I mean the constant references to how much he allegedly loves us, including at a recent Q&A which wasn’t even about Celtic.

It was tiresome on the day he left.

Now it’s started to sound like stalking.

Give it up already, Brendan.

The party’s over.

Frankly, I’m tired hearing about you and I expect most Celtic fans feel the same way.

The more I consider what you did the angrier I get about it.

I’m not going to chill out any time soon, and as far as wanting to see you back at Parkhead in any capacity goes I’m not going to support that ever.

This assertion that you could return one day is entirely unwelcome; nobody is going to be waiting for it with baited breath. This was your shot at being a legend, and your dawn departure means you’ll go down in the books with the Liam Brady’s even if you did win two trebles.

The expressions of love and devotion are just not going to wash fella.

We all know you’ve studied neurolinguistics, but there is literally no combination of words and no way you can express them that is going to make us forget that you left Parkhead like a thief in the night, with a title and a Scottish Cup still to be won, and taking much of the backroom staff with you.

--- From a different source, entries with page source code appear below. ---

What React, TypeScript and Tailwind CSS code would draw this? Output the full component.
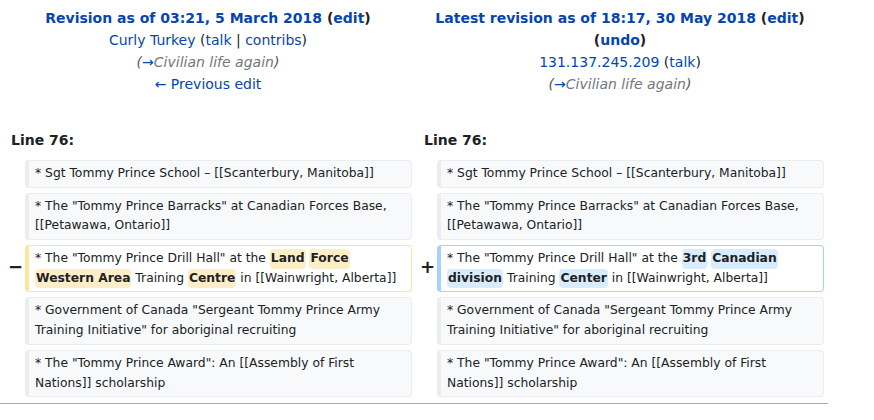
import React from 'react';

const link = 'text-[#0645ad]';

const Cell: React.FC<{ kind?: 'ctx' | 'del' | 'add'; children: React.ReactNode }> = ({ kind = 'ctx', children }) => {
  const border =
    kind === 'del' ? 'border-[#ffe49c] bg-white' : kind === 'add' ? 'border-[#a3d3ff] bg-white' : 'border-[#eaecf0] bg-[#f8f9fa]';
  return (
    <div className={`border border-l-4 rounded-[4px] px-[6px] py-[3px] text-[12.32px] leading-[1.6] ${border}`}>{children}</div>
  );
};

const Del: React.FC<{ children: React.ReactNode }> = ({ children }) => (
  <span className="inline-block align-top font-bold bg-[#feeec8] rounded-[4px] px-[1px]">{children}</span>
);

const Ins: React.FC<{ children: React.ReactNode }> = ({ children }) => (
  <span className="inline-block align-top font-bold bg-[#d8ecff] rounded-[4px] px-[1px]">{children}</span>
);

const Marker: React.FC<{ children?: React.ReactNode }> = ({ children }) => (
  <div className="flex items-center justify-end text-[18px] font-bold -mr-[2px]">{children}</div>
);

const App: React.FC = () => {
  const rows: { left: React.ReactNode; right: React.ReactNode; changed?: boolean }[] = [
    {
      left: '* Sgt Tommy Prince School – [[Scanterbury, Manitoba]]',
      right: '* Sgt Tommy Prince School – [[Scanterbury, Manitoba]]',
    },
    {
      left: '* The "Tommy Prince Barracks" at Canadian Forces Base, [[Petawawa, Ontario]]',
      right: '* The "Tommy Prince Barracks" at Canadian Forces Base, [[Petawawa, Ontario]]',
    },
    {
      changed: true,
      left: (
        <>
          * The "Tommy Prince Drill Hall" at the <Del>Land</Del> <Del>Force</Del> <Del>Western Area</Del> Training{' '}
          <Del>Centre</Del> in [[Wainwright, Alberta]]
        </>
      ),
      right: (
        <>
          * The "Tommy Prince Drill Hall" at the <Ins>3rd</Ins> <Ins>Canadian</Ins> <Ins>division</Ins> Training{' '}
          <Ins>Center</Ins> in [[Wainwright, Alberta]]
        </>
      ),
    },
    {
      left: '* Government of Canada "Sergeant Tommy Prince Army Training Initiative" for aboriginal recruiting',
      right: '* Government of Canada "Sergeant Tommy Prince Army Training Initiative" for aboriginal recruiting',
    },
    {
      left: '* The "Tommy Prince Award": An [[Assembly of First Nations]] scholarship',
      right: '* The "Tommy Prince Award": An [[Assembly of First Nations]] scholarship',
    },
  ];

  return (
    <div className="w-[874px] h-[420px] bg-white font-['DejaVu_Sans',sans-serif] text-[#202122]">
      <div className="w-[828px] border-b border-[#a2a9b1] pb-[6px]">
        <div className="grid grid-cols-[17px_387px_17px_387px] gap-x-[4px] px-[4px]">
          {/* Revision headers */}
          <div className="col-span-2 pt-[7px] text-center text-[14px] leading-[22px]">
            <div className="font-bold">
              <span className={link}>Revision as of 03:21, 5 March 2018</span> (<span className={link}>edit</span>)
            </div>
            <div>
              <span className={link}>Curly Turkey</span> (<span className={link}>talk</span> |{' '}
              <span className={link}>contribs</span>)
            </div>
            <div className="italic">
              <span className="text-[#54595d]">(</span>
              <span className={link}>→</span>
              <span className="text-[#72777d]">Civilian life again</span>
              <span className="text-[#54595d]">)</span>
            </div>
            <div className={link}>← Previous edit</div>
          </div>
          <div className="col-span-2 pt-[7px] text-center text-[14px] leading-[22px]">
            <div className="font-bold">
              <span className={link}>Latest revision as of 18:17, 30 May 2018</span> (<span className={link}>edit</span>)
            </div>
            <div className="font-bold">
              (<span className={link}>undo</span>)
            </div>
            <div>
              <span className={link}>131.137.245.209</span> (<span className={link}>talk</span>)
            </div>
            <div className="italic">
              <span className="text-[#54595d]">(</span>
              <span className={link}>→</span>
              <span className="text-[#72777d]">Civilian life again</span>
              <span className="text-[#54595d]">)</span>
            </div>
          </div>

          {/* Line numbers */}
          <div className="col-span-2 mt-[34px] mb-[9px] pl-[7px] text-[14px] leading-[22px] font-bold">Line 76:</div>
          <div className="col-span-2 mt-[34px] mb-[9px] pl-[8px] text-[14px] leading-[22px] font-bold">Line 76:</div>

          {rows.map((row, i) => (
            <React.Fragment key={i}>
              <Marker>{row.changed ? '−' : null}</Marker>
              <div className={i > 0 ? 'mt-[5px]' : ''}>
                <Cell kind={row.changed ? 'del' : 'ctx'}>{row.left}</Cell>
              </div>
              <Marker>{row.changed ? '+' : null}</Marker>
              <div className={i > 0 ? 'mt-[5px]' : ''}>
                <Cell kind={row.changed ? 'add' : 'ctx'}>{row.right}</Cell>
              </div>
            </React.Fragment>
          ))}
        </div>
      </div>
    </div>
  );
};

export default App;
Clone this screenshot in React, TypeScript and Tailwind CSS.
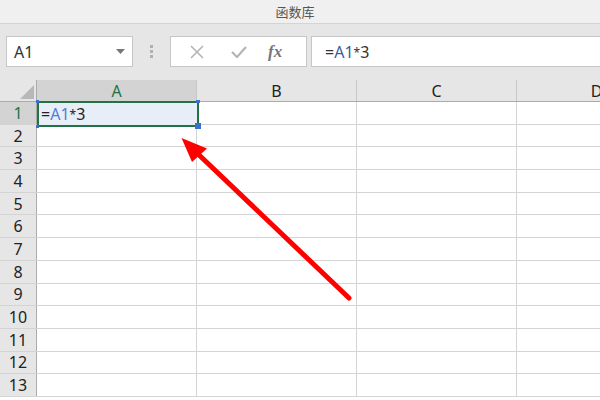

My ex-girlfriend and I met shortly after someone had done something like that to her; this is a guy who skipped out on his fiancé and his daughter on 27 December after scribbling a quick letter, putting it an envelope and leaving it in the bathroom, propped up on the bog whilst they were asleep.

I thought that would forever be the most gutless thing I’d ever heard of; the way you sent one of your reps to the training ground to tell the players you’d gone is close though.

That’s more than the fans got too; when it came to us you didn’t even cast a backwards glance until you realised we weren’t turning on the board. And then the mealy mouthed apologies started, and all the nonsense about how Celtic was your first love.

God. I can only imagine how you’ll treat Leicester fans when you slink out of there like a politician leaving a massage parlour with his collars turned up.

So do us all a favour, Brendan, and focus on your own team, alright?

The rest of us are focussed on the march to 3Treble, which you left well behind you. As far as I’m concerned there was enough left of the league race, not to mention the Scottish Cup, to consider them both Neil Lennon’s triumphs, whatever he might say to the contrary.

You are starting to sound desperate, and I don’t even know why. You’ve got your money, you’ve got your place in the EPL spotlight and you’ve still got that big picture of you hanging on your wall in case you ever forget what you look like.

It really ought to be enough and if it’s not, I suggest therapy.